Day of the Seafarer: Honoring the Filipinos Who Keep the World, and Singapore, Moving
June 25 marks the Day of the Seafarer. For a country that crews more of the world's ships than any other, and a port city built on the sea, this one is personal.
Every time a box of goods lands at a Singapore supermarket, a phone ships from a factory, or fuel reaches a power plant, a crew at sea made it happen. On 25 June the world stops to name them. The Day of the Seafarer, which the International Maritime Organization has marked since 2011, honors the roughly two million people who run the ships that move most of global trade. For us, this date lands close to home.
Carrying world trade, carrying the risks
This year the IMO built the day around one line: "Carrying world trade. Carrying the risks." It is a blunt theme, and a fair one. Ships move about 80 percent of the goods that cross borders, yet the people aboard work months away from family, through storms, piracy, and war-zone choke points like the Red Sea. When a vessel gets attacked or stranded, it is a seafarer, not a shipping executive, who sits in the danger. The 2026 campaign asks the rest of us to see that cost, not only the cargo.
Why this day is a Filipino day
No country sends more of its people to sea than the Philippines. For decades we have been the manning capital of the world, and the numbers hold: the Department of Migrant Workers counted more than half a million Filipino seafarers deployed in recent years, one of the largest national crews on the planet. Walk the engine room or the bridge of a container ship almost anywhere, and the odds are good a kababayan is on watch.

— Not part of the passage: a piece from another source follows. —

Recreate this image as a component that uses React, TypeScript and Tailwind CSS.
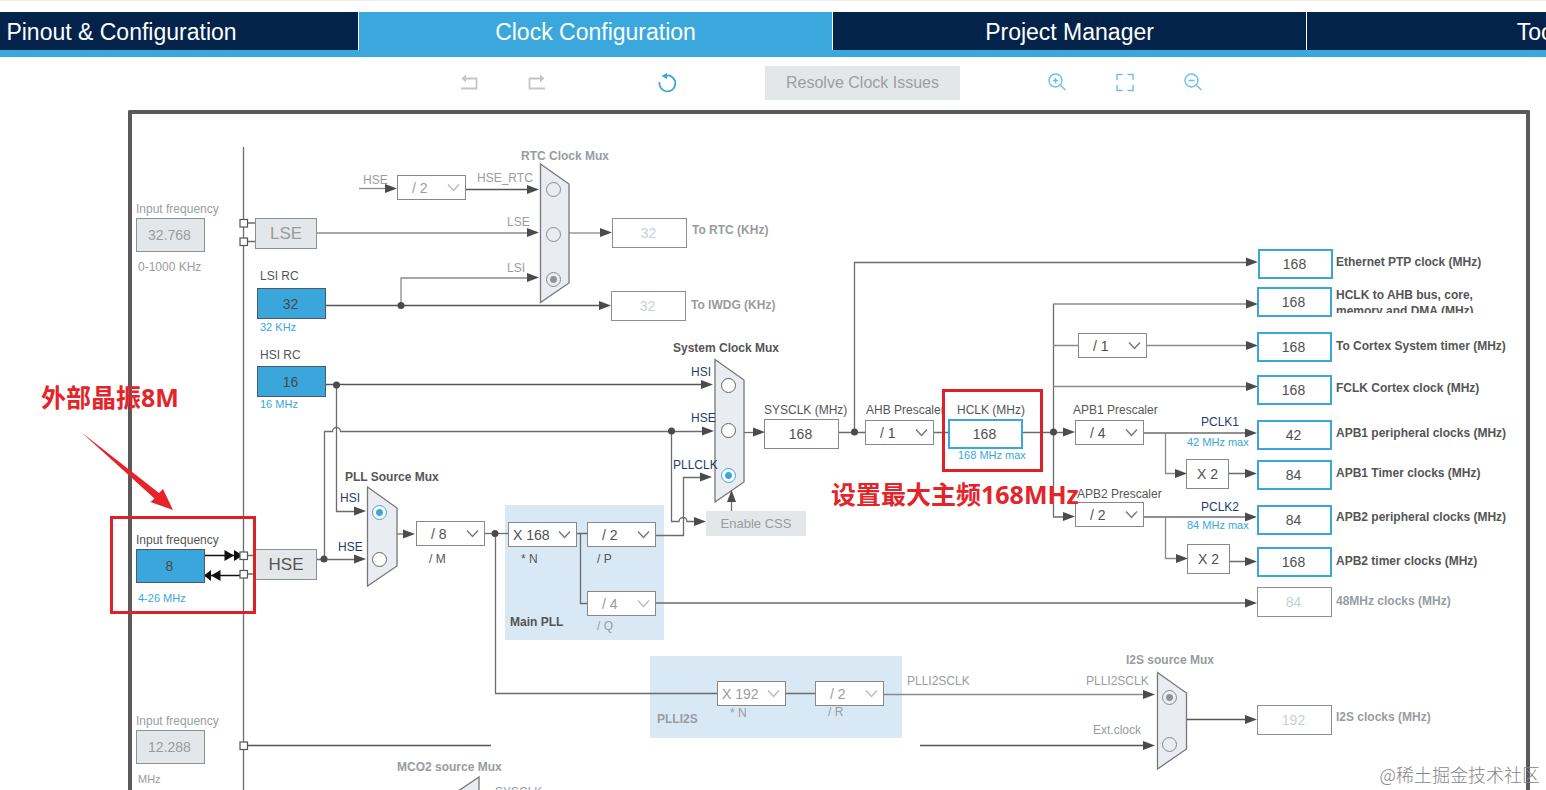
import React from 'react';
import clsx from 'clsx';

// The header takes this much height, diagram coordinates start below it
const CANVAS_TOP = 100;

const at = (x: number, y: number) => ({ left: x, top: y - CANVAS_TOP });

type Dir = 'right' | 'left' | 'up';

const wires: { d: string; tone?: 'light' | 'dark' }[] = [
  { d: 'M243.5 147V800' },
  { d: 'M247 223H255M247 241.5H255M247 555.5H255M247 574H255' },
  { d: 'M317 233H527', tone: 'light' },
  { d: 'M359 188.5H386', tone: 'light' },
  { d: 'M465 189.5H527', tone: 'dark' },
  { d: 'M325 305.5H600', tone: 'dark' },
  { d: 'M401 305V278H527', tone: 'light' },
  { d: 'M569 233H601', tone: 'light' },
  { d: 'M325 384.5H702', tone: 'dark' },
  { d: 'M336.5 385V511.5H355' },
  { d: 'M317 559.5H355' },
  { d: 'M324.5 559V431.5H332.5A4 4 0 0 1 340.5 431.5H702' },
  { d: 'M671.5 431V521.5H679A4 4 0 0 1 687 521.5H695' },
  { d: 'M397 534H405' },
  { d: 'M484 533.5H509' },
  { d: 'M495.5 533V693.5H717M785 693.5H815' },
  { d: 'M883 694.5H1144', tone: 'light' },
  { d: 'M577 533.5H588M580.5 533V603.5H588' },
  { d: 'M655 535.5H683.5V477.5H702' },
  { d: 'M655 603H1247' },
  { d: 'M744 432.5H754' },
  { d: 'M731.5 511V502' },
  { d: 'M839 432.5H865M933 432.5H949M1023 432.5H1064' },
  { d: 'M854.5 432V262.5H1247' },
  { d: 'M1053.5 304V517H1064' },
  { d: 'M1053 304H1247M1053 345.5H1078M1147 345.5H1247M1053 386.5H1247', tone: 'light' },
  { d: 'M1143 433H1247M1143 517H1247' },
  { d: 'M1165.5 433V473.5H1177M1165.5 517V558.5H1177', tone: 'light' },
  { d: 'M1228 473.5H1247M1229 561.5H1247' },
  { d: 'M1186 719.5H1246', tone: 'dark' },
  { d: 'M920 745.5H1144M247 745.5H491', tone: 'dark' },
];

const arrows: [number, number, Dir?][] = [
  [397, 188.5], [539, 189.5], [539, 232.5], [539, 277.5], [612, 232.5], [611, 305.5],
  [713, 384.5], [714, 431], [712, 477], [706, 521.5], [765, 432], [366, 511], [366, 559],
  [415, 534], [1258, 262], [1258, 304], [1258, 345.5], [1258, 386.5], [1257, 433],
  [1257, 473.5], [1257, 517], [1257, 561.5], [1257, 603], [1075, 432], [1075, 516.5],
  [1187, 473.5], [1188, 558.5], [1155, 694.5], [1155, 745.5], [1257, 719.5],
  [731.5, 490, 'up'],
];

const dots = [
  [401, 305.5], [336.5, 385], [324, 559], [671.5, 431], [495, 533.5], [854.5, 432], [1053.5, 432],
];

const pins = [223, 241.5, 555.5, 574, 745.5];

const muxes = [
  '540.5,164 569,184 569,283 540.5,302.5',
  '367.5,487 397,508 397,566 367.5,586',
  '715,359.5 744,380 744,482 715,502',
  '1157.5,672.5 1186.5,693 1186.5,749 1157.5,769',
  '479,777 479,800 445,800',
];

type Tone = 'text' | 'muted' | 'navy' | 'blue';

const tones: Record<Tone, string> = {
  text: 'text-[#555555]',
  muted: 'text-[#999c9f]',
  navy: 'text-[#1f3c6b]',
  blue: 'text-[#3aa6dc]',
};

// x is the left edge, y the middle of the line
const labels: { text: string; x: number; y: number; tone?: Tone; bold?: boolean; small?: boolean }[] = [
  { text: '0-1000 KHz', x: 138, y: 267, tone: 'muted' },
  { text: '32 KHz', x: 260, y: 327, tone: 'blue', small: true },
  { text: '16 MHz', x: 260, y: 404, tone: 'blue', small: true },
  { text: '4-26 MHz', x: 138, y: 598, tone: 'blue', small: true },
  { text: 'MHz', x: 138, y: 779, tone: 'muted', small: true },
  { text: 'RTC Clock Mux', x: 521, y: 156, tone: 'muted', bold: true },
  { text: 'HSE', x: 363, y: 180, tone: 'muted' },
  { text: 'HSE_RTC', x: 477, y: 178, tone: 'muted' },
  { text: 'LSE', x: 507, y: 222, tone: 'muted' },
  { text: 'LSI', x: 507, y: 268, tone: 'muted' },
  { text: 'System Clock Mux', x: 673, y: 348, bold: true },
  { text: 'HSI', x: 691, y: 372, tone: 'navy' },
  { text: 'HSE', x: 691, y: 418, tone: 'navy' },
  { text: 'PLLCLK', x: 673, y: 465, tone: 'navy' },
  { text: 'PLL Source Mux', x: 345, y: 477, bold: true },
  { text: 'HSI', x: 340, y: 498, tone: 'navy' },
  { text: 'HSE', x: 338, y: 547, tone: 'navy' },
  { text: '/ M', x: 429, y: 559 },
  { text: '* N', x: 521, y: 559 },
  { text: '/ P', x: 597, y: 559 },
  { text: '/ Q', x: 597, y: 626, tone: 'muted' },
  { text: 'Main PLL', x: 510, y: 622, bold: true },
  { text: 'PLLI2S', x: 657, y: 719, tone: 'muted', bold: true },
  { text: '* N', x: 730, y: 713, tone: 'muted' },
  { text: '/ R', x: 828, y: 712, tone: 'muted' },
  { text: 'PLLI2SCLK', x: 907, y: 681, tone: 'muted' },
  { text: 'PLLI2SCLK', x: 1086, y: 681, tone: 'muted' },
  { text: 'Ext.clock', x: 1093, y: 730, tone: 'muted' },
  { text: 'I2S source Mux', x: 1126, y: 660, tone: 'muted', bold: true },
  { text: 'MCO2 source Mux', x: 397, y: 767, tone: 'muted', bold: true },
  { text: 'SYSCLK', x: 495, y: 792, tone: 'muted' },
  { text: '168 MHz max', x: 958, y: 455, tone: 'blue', small: true },
  { text: 'PCLK1', x: 1201, y: 422, tone: 'navy' },
  { text: '42 MHz max', x: 1187, y: 442, tone: 'blue', small: true },
  { text: 'PCLK2', x: 1201, y: 507, tone: 'navy' },
  { text: '84 MHz max', x: 1187, y: 525, tone: 'blue', small: true },
];

type Kind = 'source' | 'disabled' | 'plain' | 'active' | 'off';

const kinds: Record<Kind, string> = {
  source: 'w-[69px] h-[31px] border border-[#4c5a63] bg-[#3aa6dc] text-[#4a4a4a]',
  disabled: 'w-[69px] h-[34px] border border-[#8c9196] bg-[#e3e7ea] text-[#999c9f]',
  plain: 'w-[75px] h-[30px] border border-[#888888] bg-white text-[#4f4f4f]',
  active: 'w-[75px] h-[30px] border-2 border-[#3aa6dc] bg-white text-[#4f4f4f]',
  off: 'w-[75px] h-[30px] border border-[#8f8f8f] bg-white text-[#c5cfdd]',
};

type Field = {
  id: string; value: string; x: number; y: number; kind: Kind;
  label: string; lx: number; ly: number; tone?: Tone; bold?: boolean;
};

const fields: Field[] = [
  { id: 'lse', value: '32.768', x: 136, y: 218, kind: 'disabled', label: 'Input frequency', lx: 136, ly: 209, tone: 'muted' },
  { id: 'lsi', value: '32', x: 257, y: 288, kind: 'source', label: 'LSI RC', lx: 260, ly: 276 },
  { id: 'hsi', value: '16', x: 257, y: 366, kind: 'source', label: 'HSI RC', lx: 260, ly: 355 },
  { id: 'hse', value: '8', x: 136, y: 549, kind: 'source', label: 'Input frequency', lx: 136, ly: 540 },
  { id: 'i2sin', value: '12.288', x: 136, y: 730, kind: 'disabled', label: 'Input frequency', lx: 136, ly: 721, tone: 'muted' },
  { id: 'rtc', value: '32', x: 612, y: 218, kind: 'off', label: 'To RTC (KHz)', lx: 692, ly: 230, tone: 'muted', bold: true },
  { id: 'iwdg', value: '32', x: 611, y: 291, kind: 'off', label: 'To IWDG (KHz)', lx: 691, ly: 305, tone: 'muted', bold: true },
  { id: 'sysclk', value: '168', x: 764, y: 419, kind: 'plain', label: 'SYSCLK (MHz)', lx: 764, ly: 410 },
  { id: 'hclk', value: '168', x: 948, y: 419, kind: 'active', label: 'HCLK (MHz)', lx: 957, ly: 410 },
  { id: 'eth', value: '168', x: 1258, y: 249, kind: 'active', label: 'Ethernet PTP clock (MHz)', lx: 1336, ly: 262, bold: true },
  { id: 'cortex', value: '168', x: 1257, y: 332, kind: 'active', label: 'To Cortex System timer (MHz)', lx: 1336, ly: 346, bold: true },
  { id: 'fclk', value: '168', x: 1257, y: 375, kind: 'active', label: 'FCLK Cortex clock (MHz)', lx: 1336, ly: 388, bold: true },
  { id: 'apb1p', value: '42', x: 1257, y: 420, kind: 'active', label: 'APB1 peripheral clocks (MHz)', lx: 1336, ly: 433, bold: true },
  { id: 'apb1t', value: '84', x: 1257, y: 460, kind: 'active', label: 'APB1 Timer clocks (MHz)', lx: 1336, ly: 473, bold: true },
  { id: 'apb2p', value: '84', x: 1257, y: 505, kind: 'active', label: 'APB2 peripheral clocks (MHz)', lx: 1336, ly: 517, bold: true },
  { id: 'apb2t', value: '168', x: 1257, y: 547, kind: 'active', label: 'APB2 timer clocks (MHz)', lx: 1336, ly: 561, bold: true },
  { id: 'clk48', value: '84', x: 1257, y: 587, kind: 'off', label: '48MHz clocks (MHz)', lx: 1336, ly: 601, tone: 'muted', bold: true },
  { id: 'i2s', value: '192', x: 1257, y: 705, kind: 'off', label: 'I2S clocks (MHz)', lx: 1336, ly: 717, tone: 'muted', bold: true },
];

const dividers: { name: string; value: string; x: number; y: number; muted?: boolean }[] = [
  { name: 'HSE divider', value: '/ 2', x: 397, y: 175, muted: true },
  { name: 'PLL M', value: '/ 8', x: 416, y: 521 },
  { name: 'PLL N', value: 'X 168', x: 508, y: 522 },
  { name: 'PLL P', value: '/ 2', x: 587, y: 522 },
  { name: 'PLL Q', value: '/ 4', x: 587, y: 591, muted: true },
  { name: 'PLLI2S N', value: 'X 192', x: 717, y: 681, muted: true },
  { name: 'PLLI2S R', value: '/ 2', x: 815, y: 681, muted: true },
  { name: 'Cortex prescaler', value: '/ 1', x: 1078, y: 333 },
];

const prescalers = [
  { label: 'AHB Prescaler', value: '/ 1', x: 865, y: 420, lx: 866, ly: 410 },
  { label: 'APB1 Prescaler', value: '/ 4', x: 1075, y: 420, lx: 1073, ly: 410 },
  { label: 'APB2 Prescaler', value: '/ 2', x: 1075, y: 502, lx: 1077, ly: 494 },
];

const radios: { group: string; name: string; x: number; y: number; checked?: boolean; muted?: boolean }[] = [
  { group: 'rtc', name: 'HSE_RTC', x: 553, y: 189, muted: true },
  { group: 'rtc', name: 'LSE', x: 553, y: 234, muted: true },
  { group: 'rtc', name: 'LSI', x: 553, y: 279, checked: true, muted: true },
  { group: 'sys', name: 'HSI', x: 728, y: 385 },
  { group: 'sys', name: 'HSE', x: 728, y: 430 },
  { group: 'sys', name: 'PLLCLK', x: 728, y: 475, checked: true },
  { group: 'pll', name: 'HSI', x: 379, y: 512, checked: true },
  { group: 'pll', name: 'HSE', x: 379, y: 559 },
  { group: 'i2s', name: 'PLLI2SCLK', x: 1169, y: 697, checked: true, muted: true },
  { group: 'i2s', name: 'Ext.clock', x: 1169, y: 744, muted: true },
];

function labelClass(tone: Tone = 'text', bold?: boolean, small?: boolean) {
  return clsx(
    'absolute leading-4 whitespace-nowrap',
    tones[tone],
    bold && 'font-bold',
    small ? 'text-[11px]' : 'text-xs',
  );
}

function Arrow({ x, y, dir = 'right' }: { x: number; y: number; dir?: Dir }) {
  const points =
    dir === 'up'
      ? `${x},${y} ${x - 4.5},${y + 12} ${x + 4.5},${y + 12}`
      : `${x},${y} ${x - 12},${y - 4.5} ${x - 12},${y + 4.5}`;
  return <polygon points={points} fill="#4b4b4b" />;
}

function Wiring() {
  return (
    <svg className="absolute left-0 top-0" width="1546" height="700" viewBox={`0 ${CANVAS_TOP} 1546 700`} fill="none" aria-hidden="true">
      <rect x="505" y="505" width="159" height="135" fill="#d9e8f5" />
      <rect x="650" y="656" width="252" height="82" fill="#d9e8f5" />
      {wires.map((wire) => (
        <path
          key={wire.d}
          d={wire.d}
          strokeWidth="1.3"
          stroke={wire.tone === 'light' ? '#8a8a8a' : wire.tone === 'dark' ? '#555555' : '#6c6c6c'}
        />
      ))}
      {muxes.map((points) => (
        <polygon key={points} points={points} fill="#e9edf1" stroke="#777777" strokeWidth="1.3" />
      ))}
      {arrows.map(([x, y, dir]) => <Arrow key={`${x}-${y}`} x={x} y={y} dir={dir} />)}
      {dots.map(([x, y]) => <circle key={`${x}-${y}`} cx={x} cy={y} r="3.5" fill="#4b4b4b" />)}

      {/* external oscillator in / out */}
      <path d="M204 555.5H240M204 575.5H240" stroke="#111111" strokeWidth="1.3" />
      <path d="M224.5 550L234 555.5L224.5 561ZM234 550L243 555.5L234 561ZM220.5 570L211 575.5L220.5 581ZM211 570L204 575.5L211 581Z" fill="#111111" />

      {pins.map((y) => (
        <rect key={y} x="240" y={y - 3.5} width="7.5" height="7.5" fill="white" stroke="#555555" strokeWidth="1.2" />
      ))}
    </svg>
  );
}

function Divider({ id, name, value, x, y, muted }: { id?: string; name?: string; value: string; x: number; y: number; muted?: boolean }) {
  return (
    <div className={clsx('absolute h-[25px] w-[69px]', muted ? 'text-[#999c9f]' : 'text-[#4f4f4f]')} style={at(x, y)}>
      <select
        id={id}
        aria-label={name}
        defaultValue={value}
        className={clsx(
          'h-full w-full appearance-none rounded-none border border-[#888888] bg-white text-sm leading-4 outline-none',
          value.startsWith('X') ? 'pl-1' : 'pl-3.5',
        )}
      >
        <option>{value}</option>
      </select>
      <svg className="pointer-events-none absolute right-1.5 top-2" width="13" height="10" viewBox="0 0 13 10" fill="none" stroke={muted ? '#b9bcbf' : '#777777'} strokeWidth="1.4">
        <path d="M1 1.5L6.5 7.5L12 1.5" />
      </svg>
    </div>
  );
}

function Tab({ text, active }: { text: string; active?: boolean }) {
  return (
    <button
      type="button"
      className={clsx(
        'flex-1 border-l border-white pt-0.5 text-center text-[23px] leading-none text-white',
        active ? 'bg-[#3aa8dc]' : 'bg-[#03234b]',
      )}
    >
      {text}
    </button>
  );
}

function Tool({ name, className, children }: { name: string; className?: string; children: React.ReactNode }) {
  return (
    <button type="button" aria-label={name} className={clsx('size-5', className)}>
      <svg width="20" height="20" viewBox="0 0 20 20" fill="none" stroke="currentColor" strokeWidth="1.4">
        {children}
      </svg>
    </button>
  );
}

function Header() {
  return (
    <header className="shrink-0 border-t border-[#eeeeee] pt-[11px]">
      {/* wider than the window, the outer tabs run off both sides */}
      <div className="-ml-[116px] w-[calc(100%+350px)]">
        <nav className="flex h-[45px] border-b-[7px] border-[#3aa8dc]">
          <Tab text="Pinout & Configuration" />
          <Tab text="Clock Configuration" active />
          <Tab text="Project Manager" />
          <Tab text="Tools" />
        </nav>
        <div className="flex h-[43px] items-center justify-center pt-2 pr-0.5">
          <Tool name="Undo" className="text-[#c6c6c6]">
            <path d="M2 15.5H17.5V5.5H5" strokeWidth="1.8" />
            <path d="M2.5 5.5L7 1.5V9.5Z" fill="currentColor" stroke="none" />
          </Tool>
          <Tool name="Redo" className="ml-12 text-[#c6c6c6]">
            <path d="M18 15.5H2.5V5.5H15" strokeWidth="1.8" />
            <path d="M17.5 5.5L13 1.5V9.5Z" fill="currentColor" stroke="none" />
          </Tool>
          <Tool name="Reset" className="ml-[110px] text-[#3aa6dc]">
            <path d="M2.5 9A8 8 0 1 0 9.5 2.5" strokeWidth="1.8" />
            <path d="M4.5 3L10 0V6Z" fill="currentColor" stroke="none" />
          </Tool>
          <button type="button" className="mr-[87px] ml-[88px] h-[34px] w-[195px] bg-[#e3e7ea] text-base text-[#9b9fa3]">
            Resolve Clock Issues
          </button>
          <Tool name="Zoom in" className="text-[#6cc0e6]">
            <circle cx="8.5" cy="7.5" r="6.5" />
            <path d="M13.2 12.2L18.5 17M8.5 4.8V10.2M5.8 7.5H11.2" />
          </Tool>
          <Tool name="Fit" className="ml-12 text-[#6cc0e6]">
            <path d="M2 7V1.5H7.5M12.5 1.5H18V7M18 12V17.5H12.5M7.5 17.5H2V12" />
          </Tool>
          <Tool name="Zoom out" className="ml-12 text-[#6cc0e6]">
            <circle cx="8.5" cy="7.5" r="6.5" />
            <path d="M13.2 12.2L18.5 17M5.5 7.5H11.5" />
          </Tool>
        </div>
      </div>
    </header>
  );
}

function Annotations() {
  const note = "absolute whitespace-nowrap text-[25px] leading-7 font-bold text-[#e3242b] font-['Open_Sans','Noto_Sans_CJK_SC',sans-serif]";
  return (
    <>
      <div className="pointer-events-none absolute h-[98px] w-[146px] border-3 border-[#dc2127]" style={at(110, 516)} />
      <div className="pointer-events-none absolute h-[83px] w-[101px] border-3 border-[#dc2127]" style={at(942, 389)} />
      <svg className="pointer-events-none absolute" style={at(78, 428)} width="98" height="84" viewBox="78 428 98 84" aria-hidden="true">
        <path d="M81 432L159 493L163 489L173 510L150.5 502L154.500 498.5Z" fill="#e8222a" />
      </svg>
      <p className={note} style={at(41, 383)}>外部晶振8M</p>
      <p className={note} style={at(831, 480)}>设置最大主频168MHz</p>
      <p className="absolute right-1.5 bottom-1 font-['Noto_Sans_CJK_SC',sans-serif] text-lg leading-6 font-light whitespace-nowrap text-[#858585]">
        @稀土掘金技术社区
      </p>
    </>
  );
}

export default function App() {
  return (
    <div className="flex h-screen flex-col overflow-hidden bg-white font-['Liberation_Sans',Arial,sans-serif]">
      <Header />
      <main className="relative flex-1 overflow-hidden pt-2.5 pr-4 pl-32">
        <div className="h-full rounded-t-xs border-x-4 border-t-4 border-[#5a5a5a]" />
        <Wiring />

        {labels.map((l) => (
          <span key={`${l.text}-${l.x}-${l.y}`} className={labelClass(l.tone, l.bold, l.small)} style={at(l.x, l.y - 8)}>
            {l.text}
          </span>
        ))}

        {fields.map((f) => (
          <React.Fragment key={f.id}>
            <label htmlFor={f.id} className={labelClass(f.tone, f.bold)} style={at(f.lx, f.ly - 8)}>
              {f.label}
            </label>
            <input
              id={f.id}
              type="text"
              defaultValue={f.value}
              className={clsx('absolute pr-0.5 text-center text-sm outline-none', kinds[f.kind], f.id === 'hse' && 'h-[34px]')}
              style={at(f.x, f.y)}
            />
          </React.Fragment>
        ))}

        {/* this label wraps and its second line is cut by the row */}
        <label
          htmlFor="ahb"
          className="absolute h-[26px] w-[150px] overflow-hidden text-xs leading-4 font-bold text-[#555555]"
          style={at(1336, 287)}
        >
          HCLK to AHB bus, core, memory and DMA (MHz)
        </label>
        <input
          id="ahb"
          type="text"
          defaultValue="168"
          className={clsx('absolute pr-0.5 text-center text-sm outline-none', kinds.active)}
          style={at(1257, 287)}
        />

        {dividers.map((d) => <Divider key={d.name} {...d} />)}
        {prescalers.map((p) => (
          <React.Fragment key={p.label}>
            <label htmlFor={p.label} className={labelClass()} style={at(p.lx, p.ly - 8)}>{p.label}</label>
            <Divider id={p.label} value={p.value} x={p.x} y={p.y} />
          </React.Fragment>
        ))}

        {radios.map((r) => (
          <input
            key={`${r.group}-${r.name}`}
            type="radio"
            name={r.group}
            aria-label={r.name}
            defaultChecked={r.checked}
            className={clsx(
              'absolute size-[15px] appearance-none rounded-full border',
              r.muted
                ? 'border-[#8a8a8a] checked:bg-[radial-gradient(circle,#8f9498_3px,transparent_4px)]'
                : 'border-[#666666] bg-white checked:border-[#3aa6dc] checked:bg-[radial-gradient(circle,#3aa6dc_3px,white_4px)]',
            )}
            style={at(r.x - 7, r.y - 7)}
          />
        ))}

        <button type="button" className="absolute h-[31px] w-[62px] border border-[#8c9196] bg-[#e3e7ea] text-[17px] text-[#999c9f]" style={at(255, 218)}>
          LSE
        </button>
        <button type="button" className="absolute h-[31px] w-[62px] border border-[#8c9196] bg-[#e3e7ea] text-[17px] text-[#555555]" style={at(255, 549)}>
          HSE
        </button>
        <button type="button" className="absolute h-[25px] w-[100px] bg-[#e3e7ea] text-[13px] text-[#999c9f]" style={at(706, 511)}>
          Enable CSS
        </button>
        <div className="absolute flex h-[30px] w-[43px] items-center justify-center border border-[#888888] bg-white text-sm text-[#4f4f4f]" style={at(1186, 459)}>
          X 2
        </div>
        <div className="absolute flex h-[30px] w-[43px] items-center justify-center border border-[#888888] bg-white text-sm text-[#4f4f4f]" style={at(1187, 544)}>
          X 2
        </div>

        <Annotations />
      </main>
    </div>
  );
}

That work feeds families across the Philippines and pads the national economy with billions of dollars in remittances every year. Behind each figure is a parent who missed a birthday, a spouse who held the household together over a video call, a cadet from a maritime school in Iloilo or Cebu chasing an officer's stripes. If you are reading this in Singapore, you may be the sibling, the cousin, or the anak of one of them.
Singapore's part in the story
Singapore sits at the center of this world. The port is one of the busiest on earth and a top global hub for crew changes, the moment a seafarer signs on or off a ship. During the pandemic, when borders slammed shut and hundreds of thousands of crew were stranded at sea past their contracts, Singapore was among the first to keep crew changes running, and many Filipino seafarers rotated home through it.
The link runs onshore too. Plenty of Filipinos here work the maritime trade from land, in manning agencies, ship management offices, and marine services that keep the fleet staffed and supplied. Welfare groups based in Singapore, like the seafarer missions that meet ships at the terminals, hand out sim cards, a hot meal, and a friendly face to crew who have not touched land in weeks. Some of those volunteers are Filipino too.
How you can honor a seafarer this week
You do not need a ceremony. Call the tito or kuya who is out at sea right now and let him hear a familiar voice. Message the wife or mother holding the fort at home and ask how she is, not only how he is. If you know a maritime cadet, share a lead or a word of encouragement, because the industry needs the next batch of Filipino officers more than ever.
And when you next unpack groceries at the HDB, or tear open a parcel that crossed an ocean to reach your doorstep, remember the hands that carried it. The Day of the Seafarer is one date on the calendar. The gratitude can last longer than that.